▶ [PROVIDED MATERIAL]
>> START

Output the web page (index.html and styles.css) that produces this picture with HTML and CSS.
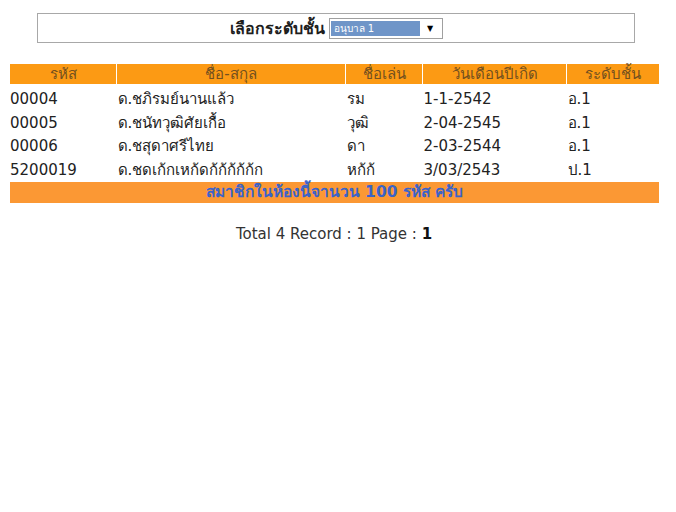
FILE: index.html
```html
<!DOCTYPE html>
<html lang="th">
<head>
<meta charset="utf-8">
<title>รายชื่อนักเรียน</title>
<link rel="stylesheet" href="styles.css">
</head>
<body>
<div class="page">
  <div class="filter">
    <span class="filter-label">เลือกระดับชั้น</span>
    <div class="select">
      <span class="select-value">อนุบาล 1</span>
      <span class="select-arrow">▼</span>
    </div>
  </div>

  <table class="list">
    <thead>
      <tr>
        <th class="c1">รหัส</th>
        <th class="c2">ชื่อ-สกุล</th>
        <th class="c3">ชื่อเล่น</th>
        <th class="c4">วันเดือนปีเกิด</th>
        <th class="c5">ระดับชั้น</th>
      </tr>
    </thead>
    <tbody>
      <tr class="first"><td>00004</td><td>ด.ชภิรมย์นานแล้ว</td><td>รม</td><td>1-1-2542</td><td>อ.1</td></tr>
      <tr><td>00005</td><td>ด.ชนัทวุฒิศัยเกื้อ</td><td>วุฒิ</td><td>2-04-2545</td><td>อ.1</td></tr>
      <tr><td>00006</td><td>ด.ชสุดาศรีไทย</td><td>ดา</td><td>2-03-2544</td><td>อ.1</td></tr>
      <tr><td>5200019</td><td>ด.ชดเก้กเหก้ดก้ก้ก้ก้ก้ก</td><td>หก้ก้</td><td>3/03/2543</td><td>ป.1</td></tr>
    </tbody>
    <tfoot>
      <tr><td colspan="5">สมาชิกในห้องนี้จานวน 100 รหัส ครับ</td></tr>
    </tfoot>
  </table>

  <p class="pager">Total 4 Record : 1 Page : <b>1</b></p>
</div>
</body>
</html>
```

FILE: styles.css
```css
html, body {
  margin: 0;
  padding: 0;
  background: #ffffff;
}

body {
  font-family: "DejaVu Sans", Tahoma, sans-serif;
  color: #222222;
}

.page {
  padding-top: 13px;
}

.filter {
  margin: 0 41px 0 37px;
  height: 28px;
  border: 1px solid #a8a8a8;
  display: flex;
  align-items: center;
  justify-content: center;
  gap: 4px;
}

.filter-label {
  font-size: 16px;
  font-weight: bold;
  color: #1e1e1e;
}

.select {
  width: 110px;
  height: 17px;
  border: 1px solid #a0a0a0;
  display: flex;
  align-items: center;
  padding: 1px;
  box-sizing: content-box;
}

.select-value {
  width: 89px;
  height: 15px;
  background: #6f95c8;
  color: #ffffff;
  font-size: 10px;
  line-height: 15px;
  padding-left: 3px;
  box-sizing: border-box;
}

.select-arrow {
  flex: 1;
  text-align: center;
  font-size: 8px;
  color: #000000;
}

.list {
  margin: 21px 0 0 10px;
  width: 649px;
  border-collapse: collapse;
  table-layout: fixed;
  font-size: 15px;
}

.list th {
  background: #fc9a14;
  color: #73501f;
  font-weight: normal;
  height: 20px;
  padding: 0;
  text-align: center;
  border-left: 1px solid #ffffff;
  line-height: 20px;
}

.list th.c1 { width: 106px; border-left: 0; }
.list th.c2 { width: 228px; }
.list th.c3 { width: 76px; }
.list th.c4 { width: 143px; }
.list th.c5 { width: 92px; }

.list tbody td {
  height: 23.5px;
  padding: 0 0 0 1px;
  line-height: 23.5px;
  white-space: nowrap;
  color: #222222;
}

.list tbody tr.first td {
  padding-top: 4px;
}

.list tbody td:first-child {
  padding-left: 0;
}

.list tfoot td {
  background: #fb9834;
  color: #3b63c8;
  font-weight: bold;
  font-size: 15.5px;
  text-align: center;
  height: 21px;
  line-height: 21px;
  padding: 0;
}

.pager {
  margin: 22px 0 0 0;
  text-align: center;
  font-size: 15px;
  color: #333333;
  padding-right: 8px;
}

.pager b {
  color: #111111;
}
```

>> END

▶ [PROBLEM TO SOLVE] Write out the listing word for word, omitting the pictures it holds.

▶ [SOLUTION TO THE PROBLEM]
Output the web page (index.html and styles.css) that produces this picture with HTML and CSS.
FILE: index.html
```html
<!DOCTYPE html>
<html lang="th">
<head>
<meta charset="utf-8">
<title>รายชื่อนักเรียน</title>
<link rel="stylesheet" href="styles.css">
</head>
<body>
<div class="page">
  <div class="filter">
    <span class="filter-label">เลือกระดับชั้น</span>
    <div class="select">
      <span class="select-value">อนุบาล 1</span>
      <span class="select-arrow">▼</span>
    </div>
  </div>

  <table class="list">
    <thead>
      <tr>
        <th class="c1">รหัส</th>
        <th class="c2">ชื่อ-สกุล</th>
        <th class="c3">ชื่อเล่น</th>
        <th class="c4">วันเดือนปีเกิด</th>
        <th class="c5">ระดับชั้น</th>
      </tr>
    </thead>
    <tbody>
      <tr class="first"><td>00004</td><td>ด.ชภิรมย์นานแล้ว</td><td>รม</td><td>1-1-2542</td><td>อ.1</td></tr>
      <tr><td>00005</td><td>ด.ชนัทวุฒิศัยเกื้อ</td><td>วุฒิ</td><td>2-04-2545</td><td>อ.1</td></tr>
      <tr><td>00006</td><td>ด.ชสุดาศรีไทย</td><td>ดา</td><td>2-03-2544</td><td>อ.1</td></tr>
      <tr><td>5200019</td><td>ด.ชดเก้กเหก้ดก้ก้ก้ก้ก้ก</td><td>หก้ก้</td><td>3/03/2543</td><td>ป.1</td></tr>
    </tbody>
    <tfoot>
      <tr><td colspan="5">สมาชิกในห้องนี้จานวน 100 รหัส ครับ</td></tr>
    </tfoot>
  </table>

  <p class="pager">Total 4 Record : 1 Page : <b>1</b></p>
</div>
</body>
</html>
```

FILE: styles.css
```css
html, body {
  margin: 0;
  padding: 0;
  background: #ffffff;
}

body {
  font-family: "DejaVu Sans", Tahoma, sans-serif;
  color: #222222;
}

.page {
  padding-top: 13px;
}

.filter {
  margin: 0 41px 0 37px;
  height: 28px;
  border: 1px solid #a8a8a8;
  display: flex;
  align-items: center;
  justify-content: center;
  gap: 4px;
}

.filter-label {
  font-size: 16px;
  font-weight: bold;
  color: #1e1e1e;
}

.select {
  width: 110px;
  height: 17px;
  border: 1px solid #a0a0a0;
  display: flex;
  align-items: center;
  padding: 1px;
  box-sizing: content-box;
}

.select-value {
  width: 89px;
  height: 15px;
  background: #6f95c8;
  color: #ffffff;
  font-size: 10px;
  line-height: 15px;
  padding-left: 3px;
  box-sizing: border-box;
}

.select-arrow {
  flex: 1;
  text-align: center;
  font-size: 8px;
  color: #000000;
}

.list {
  margin: 21px 0 0 10px;
  width: 649px;
  border-collapse: collapse;
  table-layout: fixed;
  font-size: 15px;
}

.list th {
  background: #fc9a14;
  color: #73501f;
  font-weight: normal;
  height: 20px;
  padding: 0;
  text-align: center;
  border-left: 1px solid #ffffff;
  line-height: 20px;
}

.list th.c1 { width: 106px; border-left: 0; }
.list th.c2 { width: 228px; }
.list th.c3 { width: 76px; }
.list th.c4 { width: 143px; }
.list th.c5 { width: 92px; }

.list tbody td {
  height: 23.5px;
  padding: 0 0 0 1px;
  line-height: 23.5px;
  white-space: nowrap;
  color: #222222;
}

.list tbody tr.first td {
  padding-top: 4px;
}

.list tbody td:first-child {
  padding-left: 0;
}

.list tfoot td {
  background: #fb9834;
  color: #3b63c8;
  font-weight: bold;
  font-size: 15.5px;
  text-align: center;
  height: 21px;
  line-height: 21px;
  padding: 0;
}

.pager {
  margin: 22px 0 0 0;
  text-align: center;
  font-size: 15px;
  color: #333333;
  padding-right: 8px;
}

.pager b {
  color: #111111;
}
```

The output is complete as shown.